There has been a marked decrease in civilian deaths in the last 11 days, about 40%, and an even bigger drop in the dead bodies found in Baghdad, about 50%. Specifically, while 1-13 February there were on average 122 civilians killed in Iraq every day, there were about 75 killed every day 14-25 February; as for the bodies, while in the first two weeks of February an average 30 bodies were found in Baghdad every day, in the second half there were only 14 per day.
There were also, however, two more major attacks during the latter period:
-18 February, 62 killed by bombs at second-hand market, Baghdad
-24 February, 56 killed by truck bomb outside mosque, Habaniya.
This last attack is the 7th major attack this year, and the 5th in February.
Overall, the death toll is still high: around 580 civilians lost their lives this week.
On Monday 19 February 127 are reported killed, 13 of them members of a Sunni family shot dead near Falluja, as they are returning from a funeral. In Ramadi, 11 people are killed when a suicide bomber explodes his car at a police station; 47 are killed or found dead in Baghdad, 6 in a Mahmudiya market, while 9 are killed in two attacks in Tal Afar. Among Monday’s victims are 5 children.
On Tuesday 20 February 64 are killed; a suicide bomber kills 7 mourners during a funeral, 11 are killed by car bombs in Baghdad, and 9 lose their lives after a chlorine bomb attack in Taji. In Diyala, 3 lorry drivers are killed and their lorries set on fire. Another 25 bodies are found in Baghdad. US and Iraqi forces bombard Moqtada al-Sadr’s offices and confiscate his documents.
Another 80 civilians die on Wednesday 21 February, 16 of them at a bombing in a market in Najaf. In Balad Ruz, gunmen kill 17 men during a raid, while another chlorine bomb kills 6 people in Baghdad.
On Thursday 22 February there are 56 reported civilian deaths, including the death of a child in Kut. US air strikes kill up to 14 civilians in Ramadi, in the process of killing 12 suspected insurgents. 37 bodies are found in Baghdad, Hilla, Kirkuk, Mosul and Khalis.
Only 25 are killed on Friday 23 February, 2 of them young Iraqi boys killed by US fire during clashes with insurgents. Just 5 bodies are found in the streets of Baghdad.
More than 120 people are killed on Saturday 24 February. In the 7th major attack this year, 56 lose their lives when a truck bomb explodes outside a mosque in Habaniya. Among the dead are 5 children. In Kut, a policeman and his 12-year-old son are shot dead outside their house, 8 policemen are shot dead near Baghdad International Airport, 30 people are killed in various incidents in Baghdad, and 23 bodies are found in Baghdad and Mosul. On Saturday, another 12 unidentified bodies are buried in Kut.

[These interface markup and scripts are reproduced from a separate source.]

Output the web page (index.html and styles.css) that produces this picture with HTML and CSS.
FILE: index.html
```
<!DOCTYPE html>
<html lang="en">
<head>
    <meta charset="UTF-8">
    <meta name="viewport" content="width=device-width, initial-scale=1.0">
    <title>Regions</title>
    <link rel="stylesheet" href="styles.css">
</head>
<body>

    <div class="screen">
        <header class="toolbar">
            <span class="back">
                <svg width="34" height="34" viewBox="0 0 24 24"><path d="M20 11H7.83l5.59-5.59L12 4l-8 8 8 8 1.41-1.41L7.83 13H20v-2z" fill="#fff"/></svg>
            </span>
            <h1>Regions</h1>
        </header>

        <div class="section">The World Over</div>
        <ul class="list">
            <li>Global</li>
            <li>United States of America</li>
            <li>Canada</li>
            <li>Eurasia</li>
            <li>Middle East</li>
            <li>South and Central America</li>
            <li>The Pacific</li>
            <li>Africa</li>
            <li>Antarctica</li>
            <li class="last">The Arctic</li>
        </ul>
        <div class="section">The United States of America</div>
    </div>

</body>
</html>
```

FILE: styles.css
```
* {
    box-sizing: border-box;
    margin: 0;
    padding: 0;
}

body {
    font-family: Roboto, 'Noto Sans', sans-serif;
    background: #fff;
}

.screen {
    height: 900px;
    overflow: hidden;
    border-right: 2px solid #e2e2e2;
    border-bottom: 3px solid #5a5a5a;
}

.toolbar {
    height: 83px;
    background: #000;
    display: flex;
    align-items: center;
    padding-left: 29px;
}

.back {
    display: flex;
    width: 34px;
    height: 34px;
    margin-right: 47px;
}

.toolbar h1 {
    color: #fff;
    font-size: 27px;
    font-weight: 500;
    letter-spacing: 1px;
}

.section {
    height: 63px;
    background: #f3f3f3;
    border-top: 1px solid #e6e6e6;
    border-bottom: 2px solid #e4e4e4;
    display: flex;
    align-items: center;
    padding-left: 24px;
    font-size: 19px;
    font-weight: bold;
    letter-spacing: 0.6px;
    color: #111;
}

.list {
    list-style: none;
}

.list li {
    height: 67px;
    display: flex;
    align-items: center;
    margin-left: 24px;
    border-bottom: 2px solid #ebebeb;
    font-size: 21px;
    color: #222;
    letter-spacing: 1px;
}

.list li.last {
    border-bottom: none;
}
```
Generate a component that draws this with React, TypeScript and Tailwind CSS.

Around 115 civilians die on Sunday 25 February. A suicide bomber kills 41 people, most of them young female students, at the entrance of the Economics College of Mustansiriya University. There are reports of 10 people killed by mortars in Abu Dsheer in Baghdad, while 44 bodies are found in Mosul, Baghdad, Enjana and Sulaimaniya.
British Prime Minister Tony Blair, meanwhile, announced this week that Britain will withdraw around 1,600 troops from Iraq in the coming months, and aims to further cut its 7,100-strong contingent by late summer, if Iraqi forces can secure the country’s south. This was by no means an admission of culpability or guilt, but more of an assumption of success in Basra. During his announcement of the withdrawal plans in the House of Commons on Wednesday, Tony Blair came under attack for refusing to accept responsibility for the violence in Iraq. ‘Do you still not understand that the ability of al-Qaeda and other terrorist organisations to use Iraq as a battleground was only possible because of the decision that you took and President Bush took to invade that country?’ he was asked by Sir Malcolm Rifkind, former Foreign Secretary. ‘We did not cause the terrorism,’ snapped Mr Blair, ‘the terrorists caused the terrorism’(Times, 22 February 2007). Yes, but who ‘caused’ the terrorists? Perhaps Tony Blair believes terrorists are born this way, in the Middle East. Unless he and President Bush accept their own role in creating a war situation in Iraq, continuing long after the war officially ended nearly four years ago, and take action to repair some of the damage done and prevent more killings, not through the use of guns by through the removal of their weapons, soldiers and control, there can never be any lasting success. However they wish to see themselves, they are still the occupiers of a country that has no hope of success in anything, as long as it remains under occupation.